→ **Stored data**
⟨
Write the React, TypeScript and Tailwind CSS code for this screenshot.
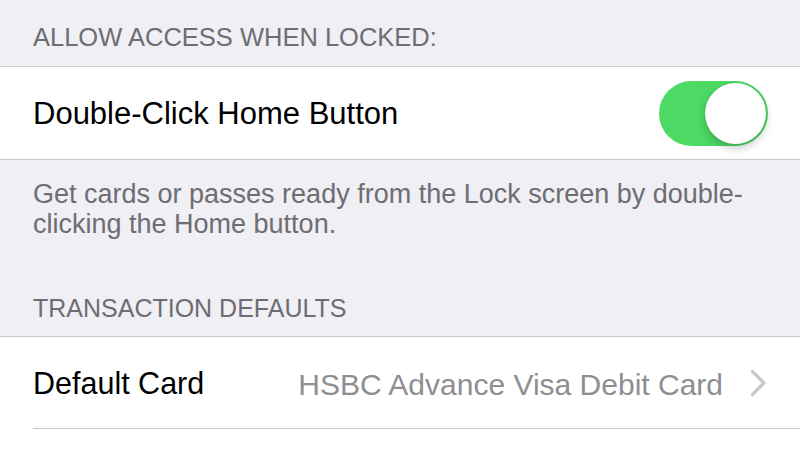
const Toggle = ({ on }: { on: boolean }) => {
  return (
    <div
      className={`flex h-[65px] w-[109px] items-center rounded-full p-[2px] ${
        on ? 'justify-end bg-[#4cd964]' : 'justify-start bg-[#e5e5ea]'
      }`}
    >
      <div className="h-[61px] w-[61px] rounded-full bg-white shadow-[0_4px_8px_rgba(0,0,0,0.22),0_0_1px_rgba(0,0,0,0.2)]" />
    </div>
  );
};

const Chevron = () => (
  <svg width="17" height="28" viewBox="0 0 17 28" fill="none">
    <polyline
      points="2.5,2.5 14,14 2.5,25.5"
      stroke="#c7c7cc"
      strokeWidth="3.2"
      strokeLinecap="round"
      strokeLinejoin="round"
    />
  </svg>
);

const App = () => {
  return (
    <div className="h-[450px] w-[800px] overflow-hidden bg-[#efeff4] font-[family-name:Liberation_Sans,Arial,sans-serif]">
      {/* allow access section */}
      <div className="h-[66px] px-[33px] pt-[22px] text-[25.5px] leading-[30px] text-[#6d6d72]">
        ALLOW ACCESS WHEN LOCKED:
      </div>
      <div className="border-y border-[#c8c7cc] bg-white">
        <div className="flex h-[92px] items-center justify-between pl-[33px] pr-[32px]">
          <span className="pt-[2px] text-[31px] text-black">Double-Click Home Button</span>
          <Toggle on />
        </div>
      </div>
      <div className="px-[33px] pt-[19px] text-[27px] leading-[30px] text-[#6d6d72]">
        Get cards or passes ready from the Lock screen by double-
        <br />
        clicking the Home button.
      </div>

      {/* transaction defaults */}
      <div className="px-[33px] pt-[54px] pb-[13px] text-[25px] leading-[30px] text-[#6d6d72]">
        TRANSACTION DEFAULTS
      </div>
      <div className="border-t border-[#c8c7cc] bg-white">
        <div className="flex h-[91px] items-center pl-[33px] pr-[33px]">
          <span className="pt-[3px] text-[30.5px] text-black">Default Card</span>
          <span className="ml-auto pt-[3px] text-[30px] text-[#8e8e93]">HSBC Advance Visa Debit Card</span>
          <span className="ml-[27px] flex items-center">
            <Chevron />
          </span>
        </div>
        <div className="ml-[33px] border-t border-[#c8c7cc]" />
        <div className="h-[40px]" />
      </div>
    </div>
  );
};

export default App;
⟩
Copy the listing word for word, excluding its pictures.

Write the React, TypeScript and Tailwind CSS code for this screenshot.
const Toggle = ({ on }: { on: boolean }) => {
  return (
    <div
      className={`flex h-[65px] w-[109px] items-center rounded-full p-[2px] ${
        on ? 'justify-end bg-[#4cd964]' : 'justify-start bg-[#e5e5ea]'
      }`}
    >
      <div className="h-[61px] w-[61px] rounded-full bg-white shadow-[0_4px_8px_rgba(0,0,0,0.22),0_0_1px_rgba(0,0,0,0.2)]" />
    </div>
  );
};

const Chevron = () => (
  <svg width="17" height="28" viewBox="0 0 17 28" fill="none">
    <polyline
      points="2.5,2.5 14,14 2.5,25.5"
      stroke="#c7c7cc"
      strokeWidth="3.2"
      strokeLinecap="round"
      strokeLinejoin="round"
    />
  </svg>
);

const App = () => {
  return (
    <div className="h-[450px] w-[800px] overflow-hidden bg-[#efeff4] font-[family-name:Liberation_Sans,Arial,sans-serif]">
      {/* allow access section */}
      <div className="h-[66px] px-[33px] pt-[22px] text-[25.5px] leading-[30px] text-[#6d6d72]">
        ALLOW ACCESS WHEN LOCKED:
      </div>
      <div className="border-y border-[#c8c7cc] bg-white">
        <div className="flex h-[92px] items-center justify-between pl-[33px] pr-[32px]">
          <span className="pt-[2px] text-[31px] text-black">Double-Click Home Button</span>
          <Toggle on />
        </div>
      </div>
      <div className="px-[33px] pt-[19px] text-[27px] leading-[30px] text-[#6d6d72]">
        Get cards or passes ready from the Lock screen by double-
        <br />
        clicking the Home button.
      </div>

      {/* transaction defaults */}
      <div className="px-[33px] pt-[54px] pb-[13px] text-[25px] leading-[30px] text-[#6d6d72]">
        TRANSACTION DEFAULTS
      </div>
      <div className="border-t border-[#c8c7cc] bg-white">
        <div className="flex h-[91px] items-center pl-[33px] pr-[33px]">
          <span className="pt-[3px] text-[30.5px] text-black">Default Card</span>
          <span className="ml-auto pt-[3px] text-[30px] text-[#8e8e93]">HSBC Advance Visa Debit Card</span>
          <span className="ml-[27px] flex items-center">
            <Chevron />
          </span>
        </div>
        <div className="ml-[33px] border-t border-[#c8c7cc]" />
        <div className="h-[40px]" />
      </div>
    </div>
  );
};

export default App;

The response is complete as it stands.